>> start Collected data

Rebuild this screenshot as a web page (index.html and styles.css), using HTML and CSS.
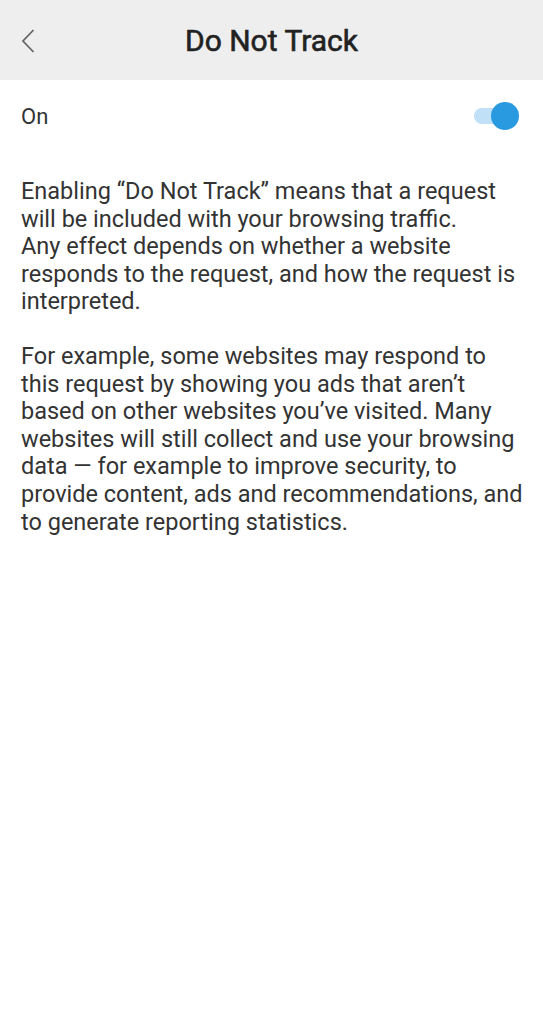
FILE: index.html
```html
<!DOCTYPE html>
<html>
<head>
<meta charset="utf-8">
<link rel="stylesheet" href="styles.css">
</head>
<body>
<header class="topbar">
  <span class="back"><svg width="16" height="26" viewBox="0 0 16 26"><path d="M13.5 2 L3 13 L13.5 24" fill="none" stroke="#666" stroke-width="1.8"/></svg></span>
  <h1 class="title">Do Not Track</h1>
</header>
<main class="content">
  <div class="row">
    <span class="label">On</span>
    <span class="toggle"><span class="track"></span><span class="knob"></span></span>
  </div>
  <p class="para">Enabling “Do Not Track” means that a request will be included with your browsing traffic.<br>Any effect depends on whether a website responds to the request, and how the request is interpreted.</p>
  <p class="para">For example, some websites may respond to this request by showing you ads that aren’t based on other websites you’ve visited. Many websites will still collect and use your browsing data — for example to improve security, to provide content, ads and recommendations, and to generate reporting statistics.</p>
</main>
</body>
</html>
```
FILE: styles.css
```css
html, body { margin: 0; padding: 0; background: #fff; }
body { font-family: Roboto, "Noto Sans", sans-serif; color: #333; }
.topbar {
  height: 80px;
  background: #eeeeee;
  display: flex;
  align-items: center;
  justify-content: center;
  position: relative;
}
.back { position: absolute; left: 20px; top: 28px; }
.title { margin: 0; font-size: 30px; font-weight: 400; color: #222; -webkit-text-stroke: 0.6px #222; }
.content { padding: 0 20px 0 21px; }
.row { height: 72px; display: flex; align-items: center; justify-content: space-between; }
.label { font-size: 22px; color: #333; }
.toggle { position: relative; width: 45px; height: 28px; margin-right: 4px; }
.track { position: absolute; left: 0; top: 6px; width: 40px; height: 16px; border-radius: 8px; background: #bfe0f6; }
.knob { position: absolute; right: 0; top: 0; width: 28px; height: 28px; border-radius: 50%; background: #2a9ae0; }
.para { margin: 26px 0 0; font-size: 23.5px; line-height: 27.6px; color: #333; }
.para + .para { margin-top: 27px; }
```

>> end Collected data

● **Stated goal**
Repeat the data exactly, dropping every picture it holds.

● **Solution for this task**
Rebuild this screenshot as a web page (index.html and styles.css), using HTML and CSS.
FILE: index.html
```html
<!DOCTYPE html>
<html>
<head>
<meta charset="utf-8">
<link rel="stylesheet" href="styles.css">
</head>
<body>
<header class="topbar">
  <span class="back"><svg width="16" height="26" viewBox="0 0 16 26"><path d="M13.5 2 L3 13 L13.5 24" fill="none" stroke="#666" stroke-width="1.8"/></svg></span>
  <h1 class="title">Do Not Track</h1>
</header>
<main class="content">
  <div class="row">
    <span class="label">On</span>
    <span class="toggle"><span class="track"></span><span class="knob"></span></span>
  </div>
  <p class="para">Enabling “Do Not Track” means that a request will be included with your browsing traffic.<br>Any effect depends on whether a website responds to the request, and how the request is interpreted.</p>
  <p class="para">For example, some websites may respond to this request by showing you ads that aren’t based on other websites you’ve visited. Many websites will still collect and use your browsing data — for example to improve security, to provide content, ads and recommendations, and to generate reporting statistics.</p>
</main>
</body>
</html>
```
FILE: styles.css
```css
html, body { margin: 0; padding: 0; background: #fff; }
body { font-family: Roboto, "Noto Sans", sans-serif; color: #333; }
.topbar {
  height: 80px;
  background: #eeeeee;
  display: flex;
  align-items: center;
  justify-content: center;
  position: relative;
}
.back { position: absolute; left: 20px; top: 28px; }
.title { margin: 0; font-size: 30px; font-weight: 400; color: #222; -webkit-text-stroke: 0.6px #222; }
.content { padding: 0 20px 0 21px; }
.row { height: 72px; display: flex; align-items: center; justify-content: space-between; }
.label { font-size: 22px; color: #333; }
.toggle { position: relative; width: 45px; height: 28px; margin-right: 4px; }
.track { position: absolute; left: 0; top: 6px; width: 40px; height: 16px; border-radius: 8px; background: #bfe0f6; }
.knob { position: absolute; right: 0; top: 0; width: 28px; height: 28px; border-radius: 50%; background: #2a9ae0; }
.para { margin: 26px 0 0; font-size: 23.5px; line-height: 27.6px; color: #333; }
.para + .para { margin-top: 27px; }
```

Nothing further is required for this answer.